Thank you, I'm blushing. I don't have a medical background but my mom was a doctor. And I'm curious about a lot of things so a researcher by nature. When I got the Bad News Biopsy last fall, it was my habit to dive into the literature. For one thing, I wanted to learn as much as possible so my doctors' consults didn't waste time on the basics but we could spend the time looking at treatment possibilities. I took quantitative analysis coursework in school so that helped put the studies' statistics in perspective.

There was a brilliant article by the New York Times writer, Natalie Angier, about medical statistics. She wrote about the scientists Stephen Jay Gould was diagnosed with a rare, vicious cancer in his 30s and, basically, could expect to die soon. He analyzed all of the studies and found a lot of holes in the studies, bad statistics, corrupted data pools, etc., and picked his own treatment path and decided the data against survival were basically junk.
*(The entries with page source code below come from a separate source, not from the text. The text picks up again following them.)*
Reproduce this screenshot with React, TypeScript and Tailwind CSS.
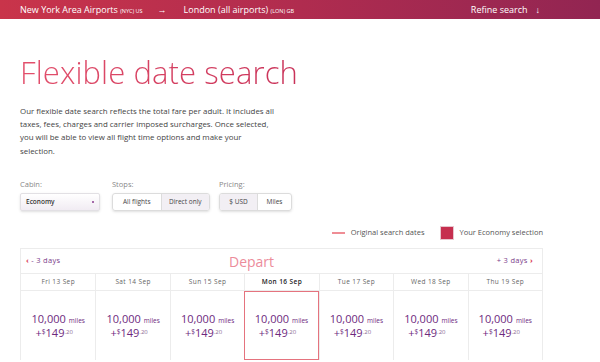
import React from 'react';

const days = [
  { label: 'Fri 13 Sep' },
  { label: 'Sat 14 Sep' },
  { label: 'Sun 15 Sep' },
  { label: 'Mon 16 Sep', selected: true },
  { label: 'Tue 17 Sep' },
  { label: 'Wed 18 Sep' },
  { label: 'Thu 19 Sep' },
];

const Fare = () => (
  <div className="flex flex-col items-center gap-[2px] text-[#6e2a7e]">
    <div className="flex items-baseline gap-[3px] leading-none">
      <span className="text-[11px] leading-none">10,000</span>
      <span className="text-[6.5px] leading-none">miles</span>
    </div>
    <div className="flex items-baseline -ml-[8px] leading-none">
      <span className="text-[11px] leading-none">+</span>
      <span className="text-[6.5px] leading-none relative -top-[3px]">$</span>
      <span className="text-[11px] leading-none">149</span>
      <span className="text-[6px] leading-none relative -top-[3px] text-[#8a6b93]">.20</span>
    </div>
  </div>
);

const App = () => {
  return (
    <div className="w-[600px] h-[362px] overflow-hidden bg-white font-['Open_Sans',sans-serif]">
      <div className="h-[19px] flex items-center px-[20px] text-white text-[9px] bg-gradient-to-r from-[#c9344a] via-[#b02c4f] to-[#922552]">
        <span>
          New York Area Airports <span className="text-[5.5px]">(NYC) US</span>
        </span>
        <span className="ml-[15px] text-[9px]">→</span>
        <span className="ml-[17px]">
          London (all airports) <span className="text-[5.5px]">(LON) GB</span>
        </span>
        <span className="ml-auto mr-[40px] flex items-center gap-[8px]">
          Refine search <span className="text-[9px]">↓</span>
        </span>
      </div>

      <div className="px-[20px]">
        <h1 className="mt-[38px] inline-block text-[31px] font-light leading-none tracking-[0.1px] text-transparent bg-clip-text bg-gradient-to-r from-[#e3506c] to-[#c93259]">
          Flexible date search
        </h1>

        <p className="mt-[15px] text-[7.9px] leading-[13.2px] text-[#444]">
          Our flexible date search reflects the total fare per adult. It includes all
          <br />
          taxes, fees, charges and carrier imposed surcharges. Once selected,
          <br />
          you will be able to view all flight time options and make your
          <br />
          selection.
        </p>

        <div className="mt-[21px] flex items-start text-[7.5px]">
          <div className="w-[92px]">
            <div className="text-[#888] mb-[3px]">Cabin:</div>
            <div className="h-[18px] w-[80px] flex items-center justify-between px-[5px] border border-[#e2e0e4] rounded-[2px] bg-gradient-to-b from-white to-[#f1ecf3] shadow-sm">
              <span className="font-semibold text-[#333] text-[6.5px]">Economy</span>
              <span className="w-[2px] h-[2px] rounded-full bg-[#8a3b8f]" />
            </div>
          </div>
          <div className="w-[107px]">
            <div className="text-[#888] mb-[3px]">Stops:</div>
            <div className="h-[18px] w-[98px] flex border border-[#dcdcdc] rounded-[3px] overflow-hidden shadow-sm text-[6.5px] text-[#444]">
              <div className="flex-1 flex items-center justify-center">All flights</div>
              <div className="flex-1 flex items-center justify-center bg-[#f2eff4] border-l border-[#dcdcdc]">
                Direct only
              </div>
            </div>
          </div>
          <div>
            <div className="text-[#888] mb-[3px]">Pricing:</div>
            <div className="h-[18px] w-[73px] flex border border-[#dcdcdc] rounded-[3px] overflow-hidden shadow-sm text-[6.5px] text-[#444]">
              <div className="w-[38px] flex items-center justify-center bg-[#f2eff4] border-r border-[#dcdcdc]">
                $ USD
              </div>
              <div className="flex-1 flex items-center justify-center">Miles</div>
            </div>
          </div>
        </div>

        <div className="w-[523px] mt-[15px] flex justify-end items-center text-[7.5px] text-[#555]">
          <span className="w-[13px] h-[2px] bg-[#ef8d95]" />
          <span className="ml-[6px]">Original search dates</span>
          <span className="ml-[16px] w-[14px] h-[14px] bg-[#c62f4f] border border-[#e7c6ce]" />
          <span className="ml-[5px]">Your Economy selection</span>
        </div>

        <div className="w-[523px] mt-[8px] border border-[#ececec] border-b-0">
          <div className="h-[25px] flex items-center justify-between px-[5px] border-b border-[#ececec] relative">
            <span className="text-[7.5px] text-[#7b3d8a] tracking-[0.3px]">
              <span className="text-[#d8344f] font-bold">‹</span> - 3 days
            </span>
            <span className="absolute left-[208px] top-[2px] text-[14px] text-[#ec8c9b]">Depart</span>
            <span className="text-[7.5px] text-[#7b3d8a] tracking-[0.3px] mr-[4px]">
              + 3 days <span className="text-[#d8344f] font-bold">›</span>
            </span>
          </div>
          <div className="grid grid-cols-7">
            {days.map((d, i) => (
              <div
                key={d.label}
                className={`h-[17px] flex items-center justify-center text-[6.5px] tracking-[0.4px] border-b border-[#ececec] ${
                  i > 0 ? 'border-l' : ''
                } ${d.selected ? 'text-[#222] font-semibold' : 'text-[#666]'}`}
              >
                {d.label}
              </div>
            ))}
            {days.map((d, i) => (
              <div
                key={d.label + 'f'}
                className={`h-[69px] flex items-center justify-center ${
                  d.selected
                    ? 'border-[1.5px] border-[#e5737e]'
                    : i > 0
                    ? 'border-l border-[#ececec]'
                    : ''
                }`}
              >
                <Fare />
              </div>
            ))}
          </div>
        </div>
      </div>
    </div>
  );
};

export default App;
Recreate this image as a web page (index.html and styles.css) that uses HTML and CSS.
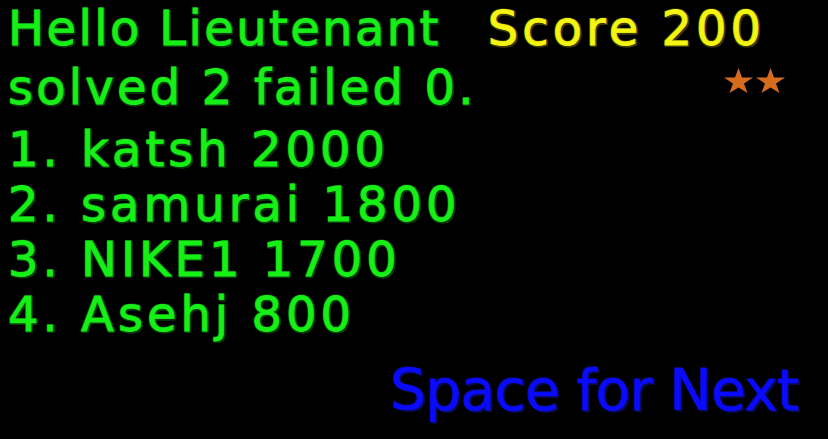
FILE: index.html
```html
<!DOCTYPE html>
<html>
<head>
<meta charset="utf-8">
<link rel="stylesheet" href="styles.css">
</head>
<body>
<div class="screen">
  <div class="row top">
    <span class="green hello">Hello Lieutenant</span>
    <span class="yellow">Score 200</span>
  </div>
  <div class="row second">
    <span class="green solved">solved 2 failed 0.</span>
    <svg class="stars" width="64" height="26" viewBox="0 0 64 26">
      <polygon fill="#d86c1e" points="15.5,0 19,9.5 30,9.5 21,15.5 24.5,25 15.5,19.5 6.5,25 10,15.5 1,9.5 12,9.5"/>
      <polygon fill="#d86c1e" points="47.5,0 51,9.5 62,9.5 53,15.5 56.5,25 47.5,19.5 38.5,25 42,15.5 33,9.5 44,9.5"/>
    </svg>
  </div>
  <div class="list">
    <div class="green">1. katsh 2000</div>
    <div class="green">2. samurai 1800</div>
    <div class="green">3. NIKE1 1700</div>
    <div class="green">4. Asehj 800</div>
  </div>
  <div class="next">Space for Next</div>
</div>
</body>
</html>
```
FILE: styles.css
```css
html, body {
  margin: 0;
  padding: 0;
  background: #000;
}
.screen {
  width: 828px;
  height: 439px;
  overflow: hidden;
  box-sizing: border-box;
  padding: 0 0 0 8px;
  font-family: "DejaVu Sans", Verdana, sans-serif;
  font-size: 48px;
}
.row {
  display: flex;
  align-items: baseline;
}
.top {
  height: 56px;
  line-height: 56px;
  gap: 47px;
}
.second {
  height: 55px;
  line-height: 55px;
  margin-top: 4px;
  justify-content: space-between;
  padding-right: 41px;
}
.hello {
  letter-spacing: 2.4px;
}
.solved {
  letter-spacing: 3.2px;
}
.green {
  color: #16f016;
  -webkit-text-stroke: 0.8px #16f016;
  text-shadow: 2px 2px 0 #0b3a0b, -1px -1px 0 #0b3a0b, 1px -1px 0 #0b3a0b, -1px 1px 0 #0b3a0b, 2px 0 0 #0b3a0b, 0 2px 0 #0b3a0b;
}
.yellow {
  color: #f4f410;
  -webkit-text-stroke: 0.8px #f4f410;
  letter-spacing: 4px;
  text-shadow: 2px 2px 0 #3a3a0b, -1px -1px 0 #3a3a0b, 1px -1px 0 #3a3a0b, -1px 1px 0 #3a3a0b, 2px 0 0 #3a3a0b, 0 2px 0 #3a3a0b;
}
.stars {
  align-self: flex-start;
  margin-top: 8px;
}
.list {
  margin-top: 7px;
  line-height: 55px;
  letter-spacing: 4px;
}
.next {
  color: #0a0aff;
  -webkit-text-stroke: 0.6px #0a0aff;
  font-size: 57px;
  line-height: 60px;
  letter-spacing: -0.9px;
  margin-top: 18px;
  padding-left: 382px;
  text-shadow: 2px 2px 0 #0a0a48, -1px -1px 0 #0a0a48, 1px 1px 0 #0a0a48;
}
```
Then he lived another 30 or so years and died of something else.

I read that article in a book of her science essays and never forgot it. All studies of human subjects are inherently flawed because we are not perfect substitutes for each other so isolating just one variable and freezing all the other identical variables is impossible. If we can do our best to get, and remain, healthy, we're already better than the mean (average) versus most study data universes. I find that very encouraging. And liked Stephen Jay Gould. And Mark Twain's, "There's lies, damn lies and statistics?"